USING SUPERIOR field intelligence, the army can go into a Palestinian village from a direction that is less expected. If dozens of youths are on one side throwing stones and the object is to arrest someone in the middle of the village, the combat intelligence can help provide a quiet and safer route in and out.
Feuerstein stresses the multifaceted tools the unit has.
“We focus on visual intelligence, such as using binoculars – anything you can see – we specialize in that in this company.
We use balloons and jeeps with cameras, including thermal imaging, and in that way we can set up defense on a road or near a settlement.”
However, defending hot spots where there are frequent terrorist threats is just one aspect of the work he describes as “rewarding.”
Another is offensive operations against stone throwers or those with firearms and firebombs.
Since the recent wave of violence began, there have been several shooting attacks on Israelis in the Hebron area.
In November, a father and son were killed near Otniel, south of Hebron.
The Palestinian suspect in that attack was turned in by his father. Another soldier was wounded in a shooting attack soon after. On January 3, two soldiers were wounded in a sniper attack in Hebron.
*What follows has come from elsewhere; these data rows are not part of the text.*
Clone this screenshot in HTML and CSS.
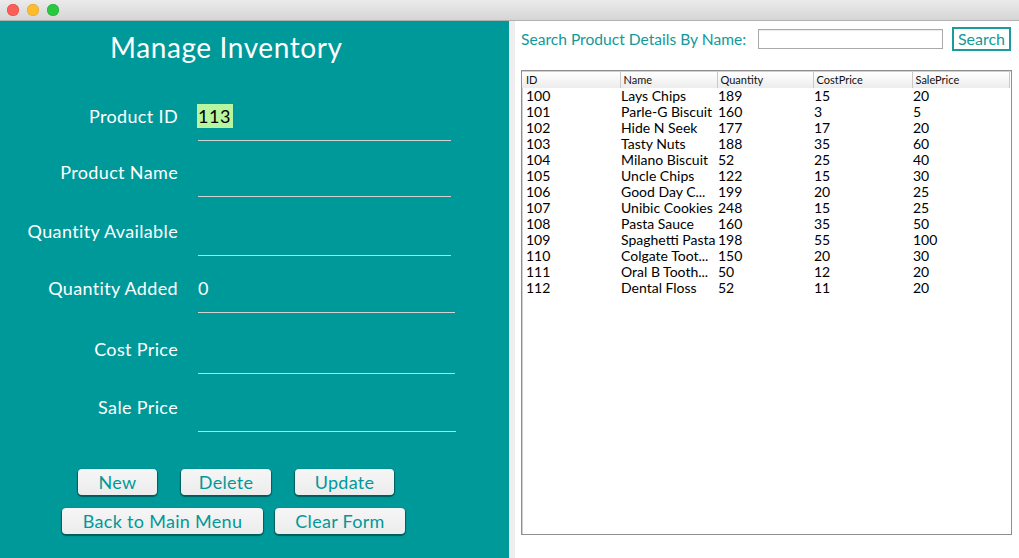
FILE: index.html
```html
<!DOCTYPE html>
<html>
<head>
<meta charset="utf-8">
<link rel="stylesheet" href="styles.css">
</head>
<body>
<div class="window">
  <div class="titlebar">
    <span class="light red"></span>
    <span class="light yellow"></span>
    <span class="light green"></span>
  </div>
  <div class="content">
    <div class="left">
      <h1 class="title">Manage Inventory</h1>
      <div class="form">
        <div class="row r1"><span class="label">Product ID</span><div class="field"><span class="idval">113</span></div></div>
        <div class="row r2"><span class="label">Product Name</span><div class="field"></div></div>
        <div class="row r3"><span class="label">Quantity Available</span><div class="field"></div></div>
        <div class="row r4"><span class="label">Quantity Added</span><div class="field wide"><span class="val">0</span></div></div>
        <div class="row r5"><span class="label">Cost Price</span><div class="field wide"></div></div>
        <div class="row r6"><span class="label">Sale Price</span><div class="field wider"></div></div>
      </div>
      <div class="buttons">
        <div class="btnrow first">
          <button class="btn b-new">New</button>
          <button class="btn b-del">Delete</button>
          <button class="btn b-upd">Update</button>
        </div>
        <div class="btnrow second">
          <button class="btn b-back">Back to Main Menu</button>
          <button class="btn b-clear">Clear Form</button>
        </div>
      </div>
    </div>
    <div class="divider"></div>
    <div class="right">
      <div class="search">
        <span class="slabel">Search Product Details By Name:</span>
        <div class="sinput"></div>
        <button class="sbtn">Search</button>
      </div>
      <div class="tablebox">
        <table class="grid">
          <colgroup>
            <col class="c1"><col class="c2"><col class="c3"><col class="c4"><col class="c5">
          </colgroup>
          <thead>
            <tr><th>ID</th><th>Name</th><th>Quantity</th><th>CostPrice</th><th>SalePrice</th></tr>
          </thead>
          <tbody>
            <tr><td>100</td><td>Lays Chips</td><td>189</td><td>15</td><td>20</td></tr>
            <tr><td>101</td><td>Parle-G Biscuit</td><td>160</td><td>3</td><td>5</td></tr>
            <tr><td>102</td><td>Hide N Seek</td><td>177</td><td>17</td><td>20</td></tr>
            <tr><td>103</td><td>Tasty Nuts</td><td>188</td><td>35</td><td>60</td></tr>
            <tr><td>104</td><td>Milano Biscuit</td><td>52</td><td>25</td><td>40</td></tr>
            <tr><td>105</td><td>Uncle Chips</td><td>122</td><td>15</td><td>30</td></tr>
            <tr><td>106</td><td>Good Day C...</td><td>199</td><td>20</td><td>25</td></tr>
            <tr><td>107</td><td>Unibic Cookies</td><td>248</td><td>15</td><td>25</td></tr>
            <tr><td>108</td><td>Pasta Sauce</td><td>160</td><td>35</td><td>50</td></tr>
            <tr><td>109</td><td>Spaghetti Pasta</td><td>198</td><td>55</td><td>100</td></tr>
            <tr><td>110</td><td>Colgate Toot...</td><td>150</td><td>20</td><td>30</td></tr>
            <tr><td>111</td><td>Oral B Tooth...</td><td>50</td><td>12</td><td>20</td></tr>
            <tr><td>112</td><td>Dental Floss</td><td>52</td><td>11</td><td>20</td></tr>
          </tbody>
        </table>
      </div>
    </div>
  </div>
</div>
</body>
</html>
```

FILE: styles.css
```css
* { box-sizing: border-box; }
html, body { margin: 0; padding: 0; }
body {
  width: 1019px;
  height: 558px;
  overflow: hidden;
  font-family: Lato, "Noto Sans", sans-serif;
  background: #fff;
}
.window { width: 1019px; height: 558px; display: flex; flex-direction: column; }
.titlebar {
  height: 21px;
  flex: none;
  background: linear-gradient(#ebebeb, #d5d5d5);
  border-bottom: 1px solid #b1b1b1;
  display: flex;
  align-items: center;
  padding-left: 7px;
  gap: 8px;
}
.light { width: 12px; height: 12px; border-radius: 50%; display: block; margin-top: -1px; }
.red { background: #fc5f57; box-shadow: inset 0 0 0 0.5px #df4744; }
.yellow { background: #fdbc2e; box-shadow: inset 0 0 0 0.5px #de9f34; }
.green { background: #28c940; box-shadow: inset 0 0 0 0.5px #27aa35; }

.content { flex: 1; display: flex; }
.left {
  width: 509px;
  flex: none;
  background: #009999;
  color: #fff;
}
.divider { width: 6px; flex: none; background: #eeeeee; }
.title {
  margin: 0;
  padding-top: 8px;
  height: 45px;
  line-height: 36px;
  font-size: 28px;
  font-weight: 400;
  text-align: left;
  padding-left: 110px;
  letter-spacing: 0.6px;
}
.form { padding-top: 38px; }
.row { display: flex; align-items: flex-start; }
.r2 { margin-top: 19px; }
.r3 { margin-top: 22px; }
.r4 { margin-top: 20px; }
.r5 { margin-top: 24px; }
.r6 { margin-top: 21px; }
.label {
  width: 178px;
  text-align: right;
  font-size: 18px;
  line-height: 24px;
  white-space: nowrap;
  letter-spacing: 0.35px;
}
.field {
  margin-left: 20px;
  width: 253px;
  height: 37px;
  border-bottom: 1px solid #d3d3d3;
  font-size: 18px;
  line-height: 24px;
}
.field.wide { width: 257px; }
.field.wider { width: 258px; }
.idval {
  display: inline-block;
  background: #b8f5a0;
  color: #000;
  padding: 0 2px 0 1px;
  margin-left: -1px;
  height: 24px;
  letter-spacing: 0.5px;
}
.val { color: #fff; }

.buttons { padding-top: 37px; }
.btnrow { display: flex; }
.btnrow.first { padding-left: 78px; gap: 24px; }
.btnrow.second { padding-left: 62px; gap: 12px; margin-top: 13px; }
.btn {
  height: 26px;
  background: linear-gradient(#f6f6f6, #ececec);
  border: none;
  border-radius: 4px;
  box-shadow: 0 1px 1px 1px rgba(0, 60, 60, 0.65);
  color: #009999;
  font-family: Lato, "Noto Sans", sans-serif;
  font-size: 18px;
  line-height: 26px;
  padding: 0;
  text-align: center;
  letter-spacing: 0.3px;
}
.b-new { width: 79px; }
.b-del { width: 90px; }
.b-upd { width: 99px; }
.b-back { width: 201px; }
.b-clear { width: 130px; }

.right { flex: 1; background: #fff; padding: 5px 8px 0 6px; }
.search { display: flex; align-items: center; height: 26px; }
.slabel { color: #109a9a; font-size: 15.6px; width: 237px; flex: none; white-space: nowrap; }
.sinput {
  flex: none;
  width: 185px;
  height: 20px;
  border: 1px solid #a9a9a9;
  box-shadow: inset 0 1px 1px rgba(0,0,0,0.08);
  background: #fff;
}
.sbtn {
  flex: none;
  margin-left: 9px;
  width: 59px;
  height: 24px;
  border: 2px solid #1a9c9c;
  background: #fff;
  color: #109a9a;
  font-family: Lato, "Noto Sans", sans-serif;
  font-size: 16px;
  padding: 0;
  line-height: 20px;
}
.tablebox {
  margin-top: 18px;
  width: 491px;
  height: 465px;
  border: 1px solid #8f8f8f;
  box-shadow: inset 1px 1px 0 #cfcfcf;
  padding: 1px 2px 0 0;
}
.grid { border-collapse: collapse; table-layout: fixed; width: 487px; }
.c1 { width: 98px; }
.c2 { width: 97px; }
.c3 { width: 96px; }
.c4 { width: 99px; }
.c5 { width: 97px; }
.grid th {
  height: 16px;
  font-size: 11px;
  font-weight: 400;
  text-align: left;
  padding: 0 0 0 4px;
  background: linear-gradient(#ffffff, #ececec);
  border-right: 1px solid #c9c9c9;
  line-height: 16px;
  color: #111;
}
.grid td {
  height: 16px;
  font-size: 14px;
  line-height: 16px;
  padding: 0 0 0 4px;
  white-space: nowrap;
  overflow: hidden;
  color: #000;
}
.grid td + td { padding-left: 1px; }
.grid th + th { padding-left: 3px; }
```
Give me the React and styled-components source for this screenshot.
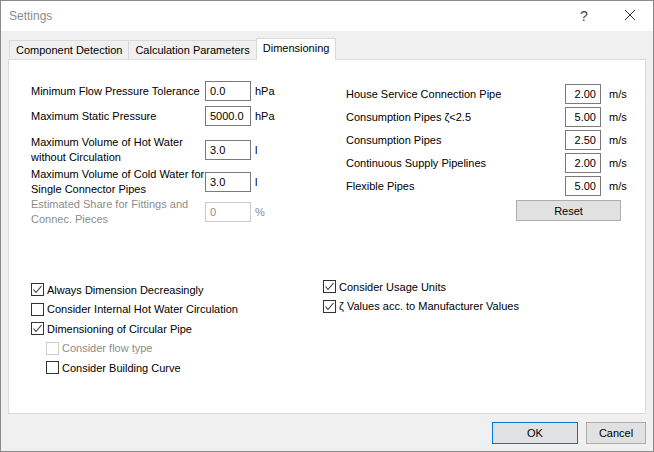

In such instances, the work of the combat intelligence unit is to investigate the buildings where the sniper is suspected to be operating from. 13 IN THE training carried out in early November, the unit practiced how to neutralize two soldiers portraying Palestinians throwing firebombs onto a road.
Papushado points to an area where a jeep has set up its observation periscope to keep track of the two Palestinians.
At the same time, a group of 16 men on foot are deployed to sneak around through high brush and come at the firebomb throwers from a tall building.
The soldiers set out by making a long arc around the area where the firebomb throwers are standing.
The soldiers creep in the grass, their faces painted, some of them wearing black balaclavas. Eventually the IDF team moves into the tall building, clearing its hallways one by one and ascending the stairs.
A second group on the roof of the building is given the order to fire at the legs of the suspects just before they throw a firebomb. This is to adhere to the strict rules of engagement of the IDF, which calls on soldiers to aim for the lower body when confronted with certain types of non-lethal attacks.
Unlike stone throwers, those throwing firebombs are defined as posing a higher level of danger.
With the crack of two M-16 rifles firing blanks from the roof of the building, the “Palestinian” throwers fall to the ground, mock-wounded. A group of combat intelligence soldiers rushes up to them and takes the wounded men away, putting them in a waiting truck that will take them for emergency medical care and then arrest and interrogation.
THE FACT that the combat intelligence unit is training to complete every task of this mission, from surveillance to stopping terrorists with live fire and carting away the wounded, is a recent development, says Papushado.
“We noticed we were working with other units often, but some of it was difficult and it was easier to work with our own people. It’s more organic that way. So we prefer to complete a mission ourselves.”
That means that everyone in the unit must be combat-ready. Even the driver of the jeep is a combat soldier who has completed a special jeep-driving course for off-road navigation.
The soldiers pride themselves on their ability to arrive at an area hours before an operation may occur, study the environment, identify the threats, and if necessary neutralize those threats, or protect those who are tasked with doing so. All of this is conducted quietly, so that the enemy never even knows it is being observed.
However, all this training can never predict the threats to come.
“It’s hard to know – due to our new situation, lone wolf terrorism is the main issue. We don’t know where and how it will occur, or what kind of person will come. We want to stop each attack so that it won’t happen again.”